━━ AVAILABLE DATA

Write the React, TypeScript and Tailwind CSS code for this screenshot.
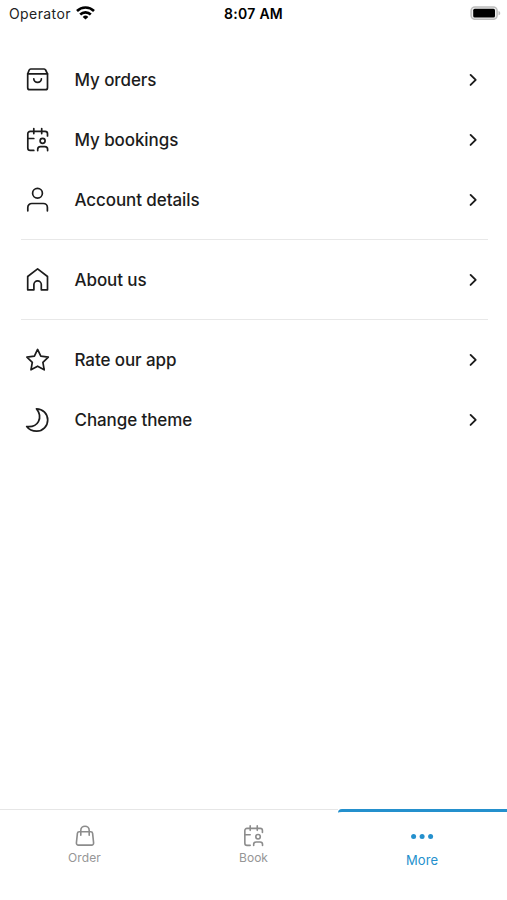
import type { ReactNode } from "react";

interface IconProps {
  children: ReactNode;
}

function Icon({ children }: IconProps) {
  return (
    <svg
      viewBox="0 0 28 28"
      className="size-7 shrink-0"
      fill="none"
      stroke="currentColor"
      strokeWidth="1.7"
      strokeLinecap="round"
      strokeLinejoin="round"
    >
      {children}
    </svg>
  );
}

const calendarPaths = (
  <>
    <path d="M10.8 24.4H7.2a2.4 2.4 0 0 1-2.4-2.4V7.8a2.4 2.4 0 0 1 2.4-2.4h14.9a2.4 2.4 0 0 1 2.4 2.4V10" />
    <path d="M10.8 2.6v5M18.7 2.6v5M4.8 12.5h6" />
    <circle cx="19.6" cy="14.8" r="2.5" />
    <path d="M14.7 24.6v-1.3a2.7 2.7 0 0 1 2.7-2.7h4.5a2.7 2.7 0 0 1 2.7 2.7v1.3" />
  </>
);

const icons = {
  orders: (
    <Icon>
      <path d="M4.7 7.8 6.2 4a1.6 1.6 0 0 1 1.5-1h13.4a1.6 1.6 0 0 1 1.5 1l1.9 3.8v13.9a2 2 0 0 1-2 2H6.7a2 2 0 0 1-2-2z" />
      <path d="M4.7 7.8h19.8M10.8 12.8a3.8 3.5 0 0 0 7.6 0" />
    </Icon>
  ),
  bookings: <Icon>{calendarPaths}</Icon>,
  account: (
    <Icon>
      <circle cx="14.5" cy="7.3" r="4.9" />
      <path d="M4.8 24.8v-3.3a4 4 0 0 1 4-4h11.6a4 4 0 0 1 4 4v3.3" />
    </Icon>
  ),
  about: (
    <Icon>
      <path d="M4.7 10.5 14.6 2.9l9.9 7.6v13.3h-6.2v-5.2a3.7 3.7 0 0 0-7.4 0v5.2H4.7z" />
    </Icon>
  ),
  rate: (
    <Icon>
      <path d="m14.6 3.4 3.2 6.8 7.5 1-5.4 5.2 1.3 7.4-6.6-3.6-6.6 3.6 1.3-7.4-5.4-5.2 7.5-1z" />
    </Icon>
  ),
  theme: (
    <Icon>
      <path d="M13.4 2.8C20 2.9 24.7 7.9 24.7 14s-4.8 11.2-11 11.2c-4.1 0-7.8-1.7-10-4.7 5.6.6 9.8-1.3 11.7-4.9 2.2-4.1 1.2-8.9-2-12.8z" />
    </Icon>
  ),
};

const sections = [
  [
    { label: "My orders", icon: icons.orders },
    { label: "My bookings", icon: icons.bookings },
    { label: "Account details", icon: icons.account },
  ],
  [{ label: "About us", icon: icons.about }],
  [
    { label: "Rate our app", icon: icons.rate },
    { label: "Change theme", icon: icons.theme },
  ],
];

function StatusBar() {
  return (
    <header className="grid h-7 grid-cols-3 items-center pr-1.5 pb-0.5 pl-[9px] text-black">
      <div className="flex items-center gap-[5px]">
        <span className="text-[14px] tracking-[0.4px] text-[#222]">Operator</span>
        <svg viewBox="0 0 19 14" className="h-3.5 w-[19px]" fill="none" stroke="currentColor" strokeWidth="2.6">
          <path d="M1 5a12.2 12.2 0 0 1 17 0M4.2 8.5a7.6 7.6 0 0 1 10.6 0" />
          <path d="m9.5 13.6-2.800-2.700a4 4 0 0 1 5.600 0z" fill="currentColor" stroke="none" />
        </svg>
      </div>
      <span className="pr-[3px] text-center text-[14px] font-semibold tracking-[0.3px]">8:07 AM</span>
      <svg viewBox="0 0 31 14" className="h-3.5 w-[31px] justify-self-end">
        <rect x="1.1" y=".9" width="26" height="12.4" rx="3.8" fill="#eee" stroke="#bdbdbd" strokeWidth="1.5" />
        <rect x="3.2" y="2.8" width="21.8" height="8.6" rx="1.5" fill="#000" />
        <path d="M28.5 4.9c2.3.7 2.3 3.7 0 4.4z" fill="#bdbdbd" />
      </svg>
    </header>
  );
}

function MenuRow({ label, icon }: { label: string; icon: ReactNode }) {
  return (
    <button className="flex h-[60px] w-full items-center pr-7 pl-[23px] text-left">
      {icon}
      <span className="ml-[23.5px] flex-1 pt-0.5 text-[17px] font-medium tracking-[-0.09px]">{label}</span>
      <svg
        viewBox="0 0 10 14"
        className="h-3.5 w-2.5"
        fill="none"
        stroke="currentColor"
        strokeWidth="1.9"
        strokeLinecap="round"
        strokeLinejoin="round"
      >
        <path d="m1.6 1.9 5.1 5-5.1 5" />
      </svg>
    </button>
  );
}

export default function App() {
  return (
    <div className="flex h-[900px] w-[507px] flex-col overflow-hidden bg-white font-['Inter',sans-serif] text-[#1c1c1c]">
      <StatusBar />
      <main className="flex-1 pt-[22px]">
        {sections.map((rows, i) => (
          <section key={rows[0].label}>
            {i > 0 && (
              <div className="h-5 pt-[9px] pr-[19px] pl-[21px]">
                <div className="h-px bg-[#e8e8e8]" />
              </div>
            )}
            {rows.map((row) => (
              <MenuRow key={row.label} {...row} />
            ))}
          </section>
        ))}
      </main>
      <nav className="grid h-[91px] grid-cols-3 text-[#8c8c8c]">
        <button className="flex flex-col items-center border-t border-[#e6e6e6] pt-[14px]">
          <svg
            viewBox="0 0 24 24"
            className="size-6"
            fill="none"
            stroke="currentColor"
            strokeWidth="1.6"
            strokeLinecap="round"
            strokeLinejoin="round"
          >
            <path d="M6.2 7.7h11.6a1.8 1.8 0 0 1 1.8 1.6l1 9.6a2 2 0 0 1-2 2.2H5.4a2 2 0 0 1-2-2.2l1-9.6a1.8 1.8 0 0 1 1.8-1.6z" />
            <path d="M7.8 11.2V6.4a4.2 4.2 0 0 1 8.4 0v4.8" />
          </svg>
          <span className="mt-0.5 text-[12px] leading-4 tracking-[0.1px] text-[#969696]">Order</span>
        </button>
        <button className="flex flex-col items-center border-t border-[#e6e6e6] pt-[14px]">
          <svg
            viewBox="0.5 0.5 28 28"
            className="size-[25px]"
            fill="none"
            stroke="currentColor"
            strokeWidth="1.8"
            strokeLinecap="round"
            strokeLinejoin="round"
          >
            {calendarPaths}
          </svg>
          <span className="mt-px text-[12px] leading-4 text-[#969696]">Book</span>
        </button>
        <button className="flex flex-col items-center rounded-tl-sm border-t-[3px] border-[#2490cd] pt-[13px] pr-px text-[#2490cd]">
          <svg viewBox="0 0 24 24" className="size-6" fill="currentColor">
            <circle cx="3.6" cy="11.4" r="2.5" />
            <circle cx="12.1" cy="11.4" r="2.5" />
            <circle cx="20.6" cy="11.4" r="2.5" />
          </svg>
          <span className="mt-[3px] text-[13px] leading-4 tracking-[0.1px]">More</span>
        </button>
      </nav>
    </div>
  );
}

━━━━

● **TASK GOAL**:
Leave out all pictures, then copy the remaining material exactly.

● **ANSWER TO THIS PROBLEM**:
Write the React, TypeScript and Tailwind CSS code for this screenshot.
import type { ReactNode } from "react";

interface IconProps {
  children: ReactNode;
}

function Icon({ children }: IconProps) {
  return (
    <svg
      viewBox="0 0 28 28"
      className="size-7 shrink-0"
      fill="none"
      stroke="currentColor"
      strokeWidth="1.7"
      strokeLinecap="round"
      strokeLinejoin="round"
    >
      {children}
    </svg>
  );
}

const calendarPaths = (
  <>
    <path d="M10.8 24.4H7.2a2.4 2.4 0 0 1-2.4-2.4V7.8a2.4 2.4 0 0 1 2.4-2.4h14.9a2.4 2.4 0 0 1 2.4 2.4V10" />
    <path d="M10.8 2.6v5M18.7 2.6v5M4.8 12.5h6" />
    <circle cx="19.6" cy="14.8" r="2.5" />
    <path d="M14.7 24.6v-1.3a2.7 2.7 0 0 1 2.7-2.7h4.5a2.7 2.7 0 0 1 2.7 2.7v1.3" />
  </>
);

const icons = {
  orders: (
    <Icon>
      <path d="M4.7 7.8 6.2 4a1.6 1.6 0 0 1 1.5-1h13.4a1.6 1.6 0 0 1 1.5 1l1.9 3.8v13.9a2 2 0 0 1-2 2H6.7a2 2 0 0 1-2-2z" />
      <path d="M4.7 7.8h19.8M10.8 12.8a3.8 3.5 0 0 0 7.6 0" />
    </Icon>
  ),
  bookings: <Icon>{calendarPaths}</Icon>,
  account: (
    <Icon>
      <circle cx="14.5" cy="7.3" r="4.9" />
      <path d="M4.8 24.8v-3.3a4 4 0 0 1 4-4h11.6a4 4 0 0 1 4 4v3.3" />
    </Icon>
  ),
  about: (
    <Icon>
      <path d="M4.7 10.5 14.6 2.9l9.9 7.6v13.3h-6.2v-5.2a3.7 3.7 0 0 0-7.4 0v5.2H4.7z" />
    </Icon>
  ),
  rate: (
    <Icon>
      <path d="m14.6 3.4 3.2 6.8 7.5 1-5.4 5.2 1.3 7.4-6.6-3.6-6.6 3.6 1.3-7.4-5.4-5.2 7.5-1z" />
    </Icon>
  ),
  theme: (
    <Icon>
      <path d="M13.4 2.8C20 2.9 24.7 7.9 24.7 14s-4.8 11.2-11 11.2c-4.1 0-7.8-1.7-10-4.7 5.6.6 9.8-1.3 11.7-4.9 2.2-4.1 1.2-8.9-2-12.8z" />
    </Icon>
  ),
};

const sections = [
  [
    { label: "My orders", icon: icons.orders },
    { label: "My bookings", icon: icons.bookings },
    { label: "Account details", icon: icons.account },
  ],
  [{ label: "About us", icon: icons.about }],
  [
    { label: "Rate our app", icon: icons.rate },
    { label: "Change theme", icon: icons.theme },
  ],
];

function StatusBar() {
  return (
    <header className="grid h-7 grid-cols-3 items-center pr-1.5 pb-0.5 pl-[9px] text-black">
      <div className="flex items-center gap-[5px]">
        <span className="text-[14px] tracking-[0.4px] text-[#222]">Operator</span>
        <svg viewBox="0 0 19 14" className="h-3.5 w-[19px]" fill="none" stroke="currentColor" strokeWidth="2.6">
          <path d="M1 5a12.2 12.2 0 0 1 17 0M4.2 8.5a7.6 7.6 0 0 1 10.6 0" />
          <path d="m9.5 13.6-2.800-2.700a4 4 0 0 1 5.600 0z" fill="currentColor" stroke="none" />
        </svg>
      </div>
      <span className="pr-[3px] text-center text-[14px] font-semibold tracking-[0.3px]">8:07 AM</span>
      <svg viewBox="0 0 31 14" className="h-3.5 w-[31px] justify-self-end">
        <rect x="1.1" y=".9" width="26" height="12.4" rx="3.8" fill="#eee" stroke="#bdbdbd" strokeWidth="1.5" />
        <rect x="3.2" y="2.8" width="21.8" height="8.6" rx="1.5" fill="#000" />
        <path d="M28.5 4.9c2.3.7 2.3 3.7 0 4.4z" fill="#bdbdbd" />
      </svg>
    </header>
  );
}

function MenuRow({ label, icon }: { label: string; icon: ReactNode }) {
  return (
    <button className="flex h-[60px] w-full items-center pr-7 pl-[23px] text-left">
      {icon}
      <span className="ml-[23.5px] flex-1 pt-0.5 text-[17px] font-medium tracking-[-0.09px]">{label}</span>
      <svg
        viewBox="0 0 10 14"
        className="h-3.5 w-2.5"
        fill="none"
        stroke="currentColor"
        strokeWidth="1.9"
        strokeLinecap="round"
        strokeLinejoin="round"
      >
        <path d="m1.6 1.9 5.1 5-5.1 5" />
      </svg>
    </button>
  );
}

export default function App() {
  return (
    <div className="flex h-[900px] w-[507px] flex-col overflow-hidden bg-white font-['Inter',sans-serif] text-[#1c1c1c]">
      <StatusBar />
      <main className="flex-1 pt-[22px]">
        {sections.map((rows, i) => (
          <section key={rows[0].label}>
            {i > 0 && (
              <div className="h-5 pt-[9px] pr-[19px] pl-[21px]">
                <div className="h-px bg-[#e8e8e8]" />
              </div>
            )}
            {rows.map((row) => (
              <MenuRow key={row.label} {...row} />
            ))}
          </section>
        ))}
      </main>
      <nav className="grid h-[91px] grid-cols-3 text-[#8c8c8c]">
        <button className="flex flex-col items-center border-t border-[#e6e6e6] pt-[14px]">
          <svg
            viewBox="0 0 24 24"
            className="size-6"
            fill="none"
            stroke="currentColor"
            strokeWidth="1.6"
            strokeLinecap="round"
            strokeLinejoin="round"
          >
            <path d="M6.2 7.7h11.6a1.8 1.8 0 0 1 1.8 1.6l1 9.6a2 2 0 0 1-2 2.2H5.4a2 2 0 0 1-2-2.2l1-9.6a1.8 1.8 0 0 1 1.8-1.6z" />
            <path d="M7.8 11.2V6.4a4.2 4.2 0 0 1 8.4 0v4.8" />
          </svg>
          <span className="mt-0.5 text-[12px] leading-4 tracking-[0.1px] text-[#969696]">Order</span>
        </button>
        <button className="flex flex-col items-center border-t border-[#e6e6e6] pt-[14px]">
          <svg
            viewBox="0.5 0.5 28 28"
            className="size-[25px]"
            fill="none"
            stroke="currentColor"
            strokeWidth="1.8"
            strokeLinecap="round"
            strokeLinejoin="round"
          >
            {calendarPaths}
          </svg>
          <span className="mt-px text-[12px] leading-4 text-[#969696]">Book</span>
        </button>
        <button className="flex flex-col items-center rounded-tl-sm border-t-[3px] border-[#2490cd] pt-[13px] pr-px text-[#2490cd]">
          <svg viewBox="0 0 24 24" className="size-6" fill="currentColor">
            <circle cx="3.6" cy="11.4" r="2.5" />
            <circle cx="12.1" cy="11.4" r="2.5" />
            <circle cx="20.6" cy="11.4" r="2.5" />
          </svg>
          <span className="mt-[3px] text-[13px] leading-4 tracking-[0.1px]">More</span>
        </button>
      </nav>
    </div>
  );
}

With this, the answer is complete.